Start

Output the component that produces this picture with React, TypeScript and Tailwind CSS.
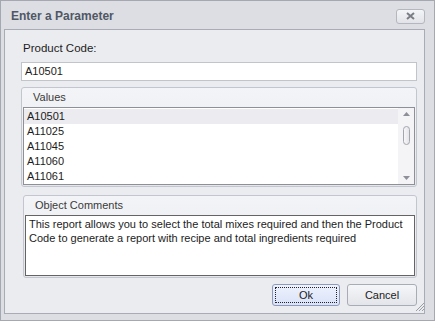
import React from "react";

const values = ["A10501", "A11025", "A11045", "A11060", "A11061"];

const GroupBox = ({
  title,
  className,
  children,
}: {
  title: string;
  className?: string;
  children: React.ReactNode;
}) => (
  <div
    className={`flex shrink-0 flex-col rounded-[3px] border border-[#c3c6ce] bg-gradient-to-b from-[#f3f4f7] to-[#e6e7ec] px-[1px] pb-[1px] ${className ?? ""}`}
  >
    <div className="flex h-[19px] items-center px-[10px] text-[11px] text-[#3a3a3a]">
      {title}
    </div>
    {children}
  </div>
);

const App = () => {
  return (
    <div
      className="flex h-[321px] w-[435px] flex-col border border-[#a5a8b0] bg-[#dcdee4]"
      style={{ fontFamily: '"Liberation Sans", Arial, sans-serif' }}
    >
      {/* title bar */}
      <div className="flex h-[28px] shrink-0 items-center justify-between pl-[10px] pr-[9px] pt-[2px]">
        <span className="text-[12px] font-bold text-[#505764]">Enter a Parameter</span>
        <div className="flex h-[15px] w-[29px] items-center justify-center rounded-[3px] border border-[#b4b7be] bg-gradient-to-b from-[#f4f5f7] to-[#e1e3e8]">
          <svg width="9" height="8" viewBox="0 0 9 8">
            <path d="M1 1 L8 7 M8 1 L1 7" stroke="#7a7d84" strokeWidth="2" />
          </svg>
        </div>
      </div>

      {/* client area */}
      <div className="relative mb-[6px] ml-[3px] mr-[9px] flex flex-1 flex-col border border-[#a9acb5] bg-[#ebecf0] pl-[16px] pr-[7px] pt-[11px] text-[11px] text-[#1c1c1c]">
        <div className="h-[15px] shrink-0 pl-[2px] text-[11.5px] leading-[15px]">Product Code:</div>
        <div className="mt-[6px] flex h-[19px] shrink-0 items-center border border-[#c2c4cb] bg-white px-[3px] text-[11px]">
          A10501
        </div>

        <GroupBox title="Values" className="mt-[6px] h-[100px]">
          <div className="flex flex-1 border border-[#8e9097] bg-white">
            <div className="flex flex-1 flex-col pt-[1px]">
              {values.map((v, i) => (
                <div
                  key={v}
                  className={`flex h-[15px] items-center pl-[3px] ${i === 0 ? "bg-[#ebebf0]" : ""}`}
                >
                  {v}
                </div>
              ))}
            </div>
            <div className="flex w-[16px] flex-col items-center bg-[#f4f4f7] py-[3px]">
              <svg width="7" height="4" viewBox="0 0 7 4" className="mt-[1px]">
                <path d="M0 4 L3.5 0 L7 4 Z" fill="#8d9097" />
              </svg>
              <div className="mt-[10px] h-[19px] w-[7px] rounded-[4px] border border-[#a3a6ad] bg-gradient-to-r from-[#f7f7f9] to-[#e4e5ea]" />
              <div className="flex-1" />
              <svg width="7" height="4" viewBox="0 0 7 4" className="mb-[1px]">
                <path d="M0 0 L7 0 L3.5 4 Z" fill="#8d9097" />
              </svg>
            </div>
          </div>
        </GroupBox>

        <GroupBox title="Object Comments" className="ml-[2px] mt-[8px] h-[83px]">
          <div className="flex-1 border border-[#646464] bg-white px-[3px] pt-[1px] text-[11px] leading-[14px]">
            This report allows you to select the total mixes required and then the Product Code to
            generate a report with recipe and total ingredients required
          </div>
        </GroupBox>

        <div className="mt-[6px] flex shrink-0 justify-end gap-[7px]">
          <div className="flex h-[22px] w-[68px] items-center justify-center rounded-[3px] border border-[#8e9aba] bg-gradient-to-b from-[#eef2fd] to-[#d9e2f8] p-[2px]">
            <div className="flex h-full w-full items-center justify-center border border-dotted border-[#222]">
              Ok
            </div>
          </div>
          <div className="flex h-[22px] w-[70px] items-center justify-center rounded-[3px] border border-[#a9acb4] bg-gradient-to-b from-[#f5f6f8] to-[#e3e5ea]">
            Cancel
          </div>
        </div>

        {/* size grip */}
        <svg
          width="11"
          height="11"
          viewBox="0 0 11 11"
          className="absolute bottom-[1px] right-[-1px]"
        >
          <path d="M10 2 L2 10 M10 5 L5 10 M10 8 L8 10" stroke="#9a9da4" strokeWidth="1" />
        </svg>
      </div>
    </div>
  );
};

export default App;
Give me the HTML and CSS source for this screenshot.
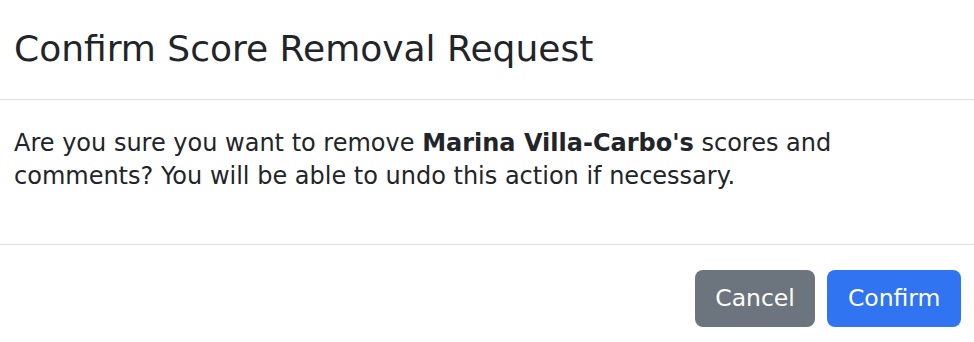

End

→ **DIRECTIONS**
Your task is to list each line of the records with the word "React".

→ **WRITTEN RESPONSE**
Output the component that produces this picture with React, TypeScript and Tailwind CSS.
import React from "react";
  children: React.ReactNode;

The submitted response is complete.